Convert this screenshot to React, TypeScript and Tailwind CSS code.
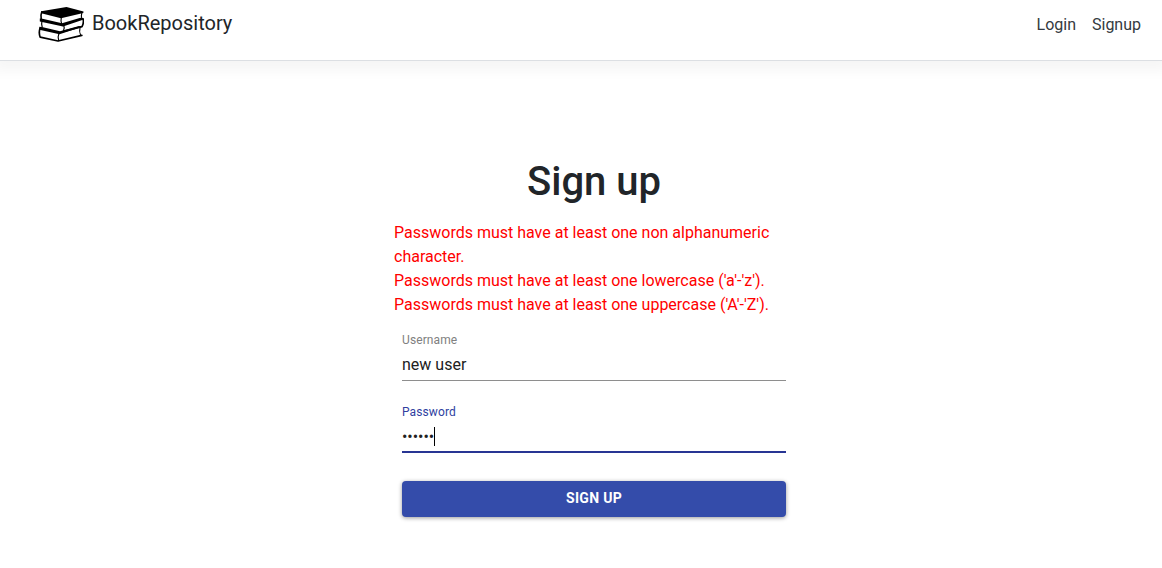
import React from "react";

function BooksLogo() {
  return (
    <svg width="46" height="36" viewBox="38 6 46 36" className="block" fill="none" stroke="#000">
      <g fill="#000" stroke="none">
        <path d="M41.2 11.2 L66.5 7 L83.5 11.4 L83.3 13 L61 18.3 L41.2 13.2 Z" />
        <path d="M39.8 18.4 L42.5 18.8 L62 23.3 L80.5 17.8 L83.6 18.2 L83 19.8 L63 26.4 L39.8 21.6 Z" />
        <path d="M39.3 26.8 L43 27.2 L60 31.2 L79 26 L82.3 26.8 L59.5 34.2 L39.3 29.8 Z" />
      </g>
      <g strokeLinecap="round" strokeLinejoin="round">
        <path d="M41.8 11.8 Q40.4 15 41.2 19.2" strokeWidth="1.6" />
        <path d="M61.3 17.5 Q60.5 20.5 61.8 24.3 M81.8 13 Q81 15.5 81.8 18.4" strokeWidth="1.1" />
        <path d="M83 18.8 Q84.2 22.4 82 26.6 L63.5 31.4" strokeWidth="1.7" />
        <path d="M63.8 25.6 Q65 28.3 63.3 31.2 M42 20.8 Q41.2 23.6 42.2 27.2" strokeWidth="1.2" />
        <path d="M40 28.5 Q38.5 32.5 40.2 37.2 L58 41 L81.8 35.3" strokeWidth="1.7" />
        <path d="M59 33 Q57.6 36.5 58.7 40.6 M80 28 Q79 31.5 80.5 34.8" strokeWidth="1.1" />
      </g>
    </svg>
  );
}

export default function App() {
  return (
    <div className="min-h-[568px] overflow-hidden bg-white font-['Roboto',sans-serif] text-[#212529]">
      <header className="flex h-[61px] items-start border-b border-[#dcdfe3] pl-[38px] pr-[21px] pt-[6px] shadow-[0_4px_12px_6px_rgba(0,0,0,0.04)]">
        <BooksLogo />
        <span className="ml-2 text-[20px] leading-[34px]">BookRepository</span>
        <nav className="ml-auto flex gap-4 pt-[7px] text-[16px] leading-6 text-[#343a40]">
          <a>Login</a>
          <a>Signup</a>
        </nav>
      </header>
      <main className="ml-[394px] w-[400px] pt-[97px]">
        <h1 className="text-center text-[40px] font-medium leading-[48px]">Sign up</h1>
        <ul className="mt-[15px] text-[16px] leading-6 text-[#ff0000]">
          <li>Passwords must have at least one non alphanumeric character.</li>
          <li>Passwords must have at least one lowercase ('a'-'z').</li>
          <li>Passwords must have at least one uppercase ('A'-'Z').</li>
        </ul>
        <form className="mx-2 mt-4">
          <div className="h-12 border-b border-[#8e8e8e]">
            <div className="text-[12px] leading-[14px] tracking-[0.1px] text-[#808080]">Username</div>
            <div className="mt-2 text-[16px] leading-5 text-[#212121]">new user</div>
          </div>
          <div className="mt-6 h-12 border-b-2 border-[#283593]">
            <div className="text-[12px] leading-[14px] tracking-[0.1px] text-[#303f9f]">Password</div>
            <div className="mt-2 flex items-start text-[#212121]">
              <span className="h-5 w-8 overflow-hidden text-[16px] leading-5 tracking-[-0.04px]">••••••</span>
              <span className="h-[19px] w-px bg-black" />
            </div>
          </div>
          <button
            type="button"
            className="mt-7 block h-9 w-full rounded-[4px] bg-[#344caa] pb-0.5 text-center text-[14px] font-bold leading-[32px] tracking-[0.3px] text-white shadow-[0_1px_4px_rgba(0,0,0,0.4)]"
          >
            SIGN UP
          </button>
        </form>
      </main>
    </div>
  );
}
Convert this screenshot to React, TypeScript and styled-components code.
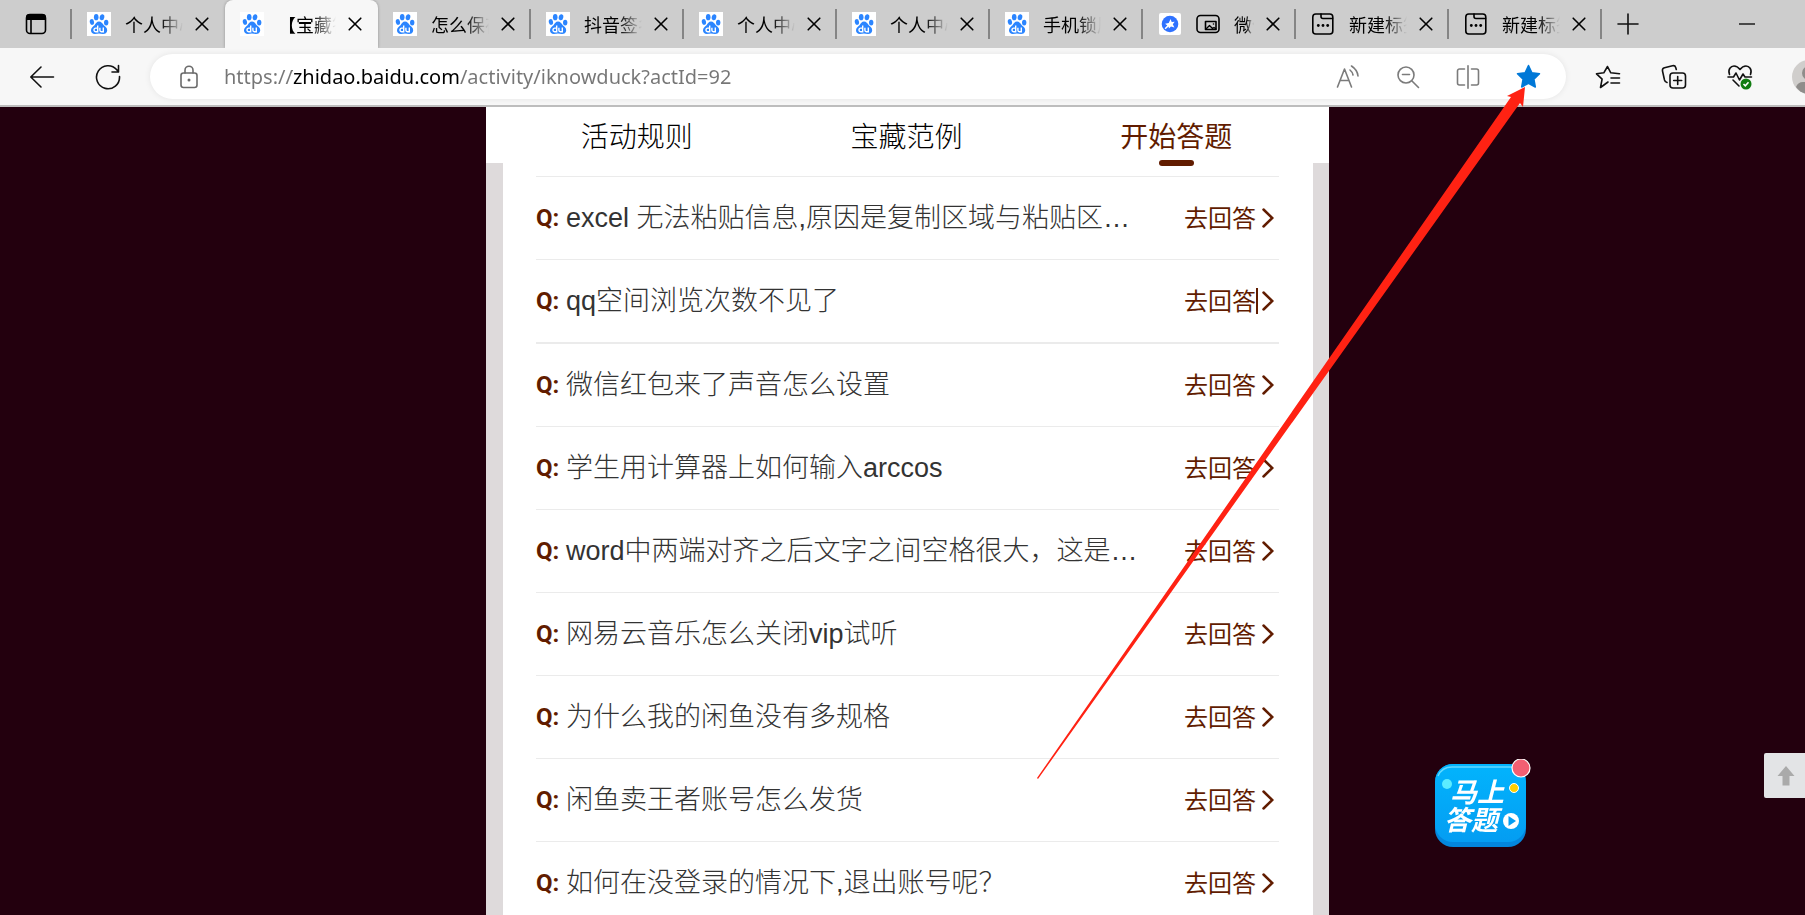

• [GOAL]:
Return, unchanged, the lines from the first line of the material through the line that holds "import React from", inclusive, omitting pictures.

• [REPLY]:
Convert this screenshot to React, TypeScript and Tailwind CSS code.
import React from "react";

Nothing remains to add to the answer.